Cheney wasn’t wrong about the “hue and cry.” Every single country other than the United States in the Organization of American States voted against the invasion of Panama, but by then it couldn’t have mattered less. Bush acted anyway.

What changed everything was the fall of the Berlin Wall just over a month before the invasion. Paradoxically, as the Soviet Union’s influence in its backyard (eastern Europe) unraveled, it left Washington with more room to maneuver in its backyard (Latin America). The collapse of Soviet-style Communism also gave the White House an opportunity to go on the ideological and moral offense. And at that moment, the invasion of Panama happened to stand at the head of the line.

As with most military actions, the invaders had a number of justifications to offer, but at that moment the goal of installing a “democratic” regime in power suddenly flipped to the top of the list. In adopting that rationale for making war, Washington was in effect radically revising the terms of international diplomacy. At the heart of its argument was the idea that democracy (as defined by the Bush administration) trumped the principle of national sovereignty.

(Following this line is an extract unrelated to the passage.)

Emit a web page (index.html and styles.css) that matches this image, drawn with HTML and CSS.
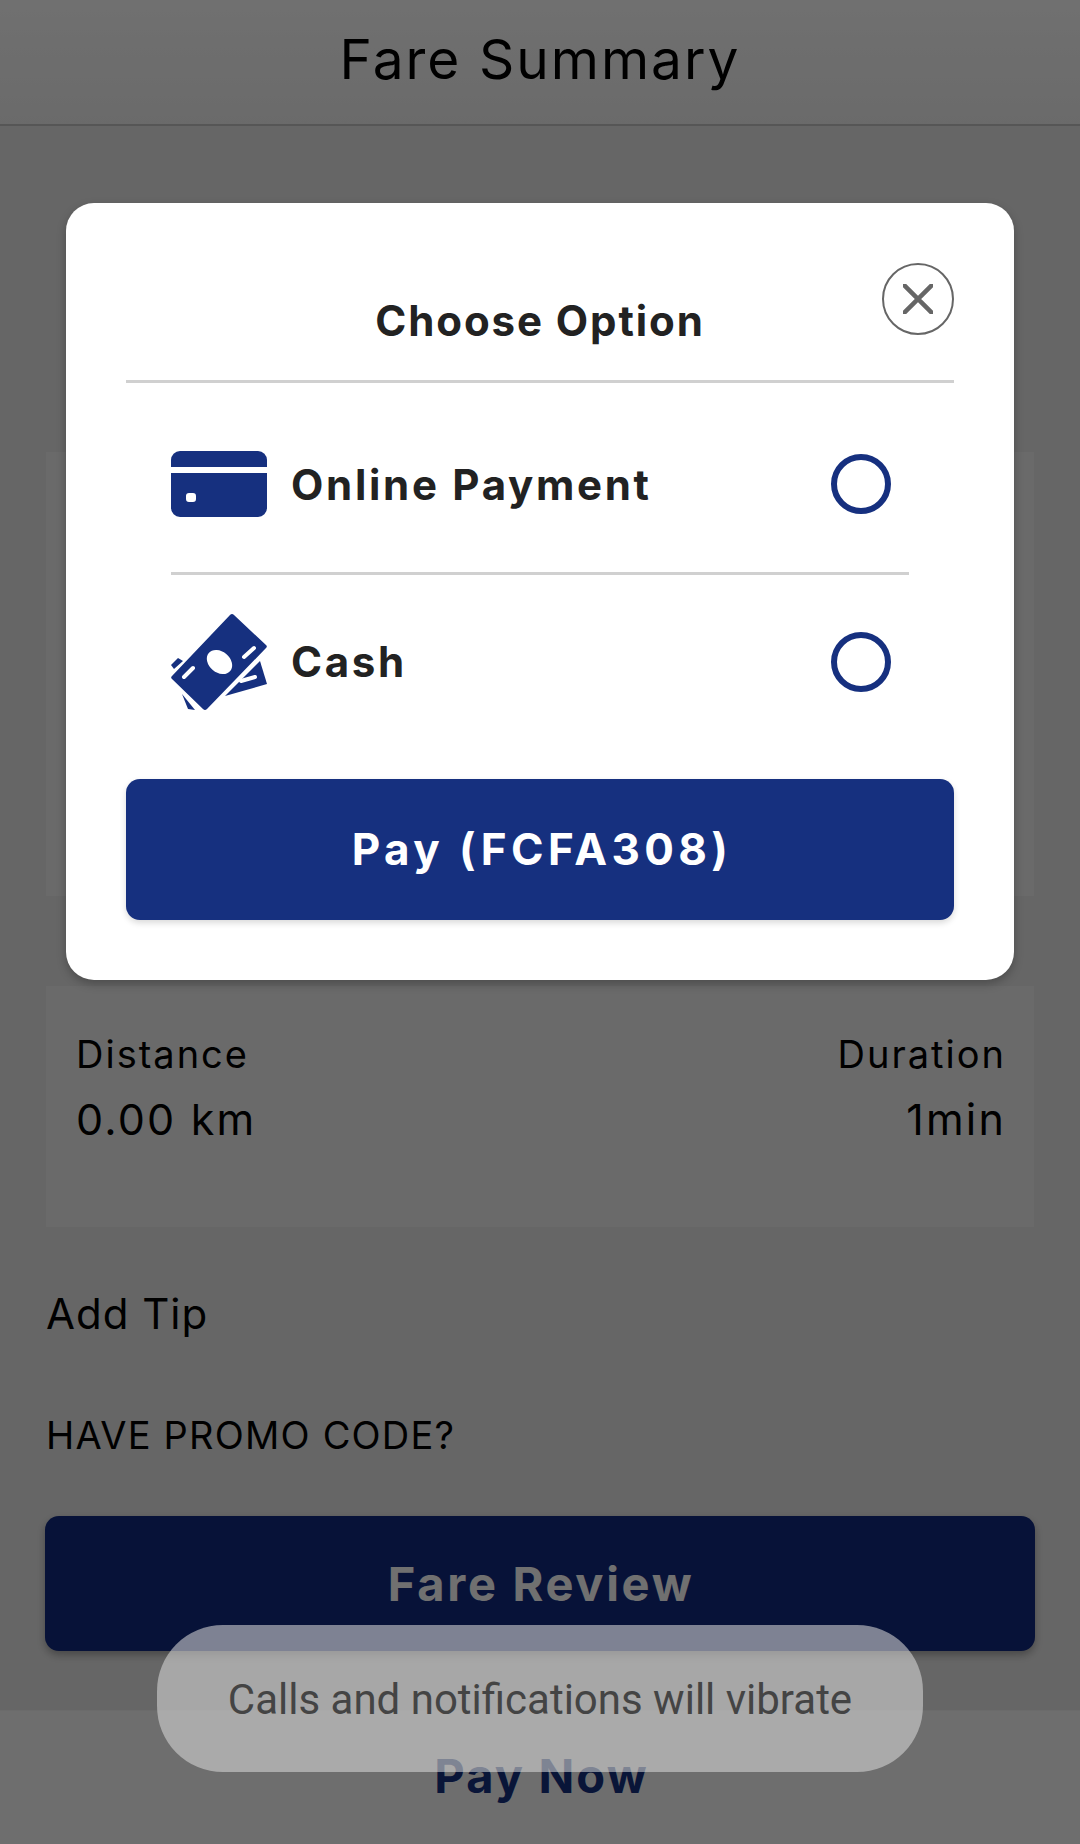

Latin American nations immediately recognized the threat. After all, according to historian John Coatsworth, the U.S. overthrew 41 governments in Latin America between 1898 and 1994, and many of those regime changes were ostensibly carried out, as Woodrow Wilson once put it in reference to Mexico, to teach Latin Americans “to elect good men.” Their resistance only gave Bush’s ambassador to the OAS, Luigi Einaudi, a chance to up the ethical ante. He quickly and explicitly tied the assault on Panama to the wave of democracy movements then sweeping Eastern Europe. “Today we are… living in historic times,” he lectured his fellow OAS delegates, two days after the invasion, “a time when a great principle is spreading across the world like wildfire. That principle, as we all know, is the revolutionary idea that people, not governments, are sovereign.”

Einaudi’s remarks hit on all the points that would become so familiar early in the next century in George W. Bush’s “Freedom Agenda”: the idea that democracy, as defined by Washington, was a universal value; that “history” represented a movement toward the fulfillment of that value; and that any nation or person who stood in the path of such fulfillment would be swept away.

With the fall of the Berlin Wall, Einaudi said, democracy had acquired the “force of historical necessity.” It went without saying that the United States, within a year the official victor in the Cold War and the “sole superpower” left on Planet Earth, would be the executor of that necessity.  Bush’s ambassador reminded his fellow delegates that the “great democratic tide which is now sweeping the globe” had actually started in Latin America, with human rights movements working to end abuses by military juntas and dictators.  The fact that Latin American’s freedom fighters had largely been fighting against U.S.-backed anti-communist rightwing death-squad states was lost on the ambassador.

In the case of Panama, “democracy” quickly worked its way up the shortlist ofcasus belli.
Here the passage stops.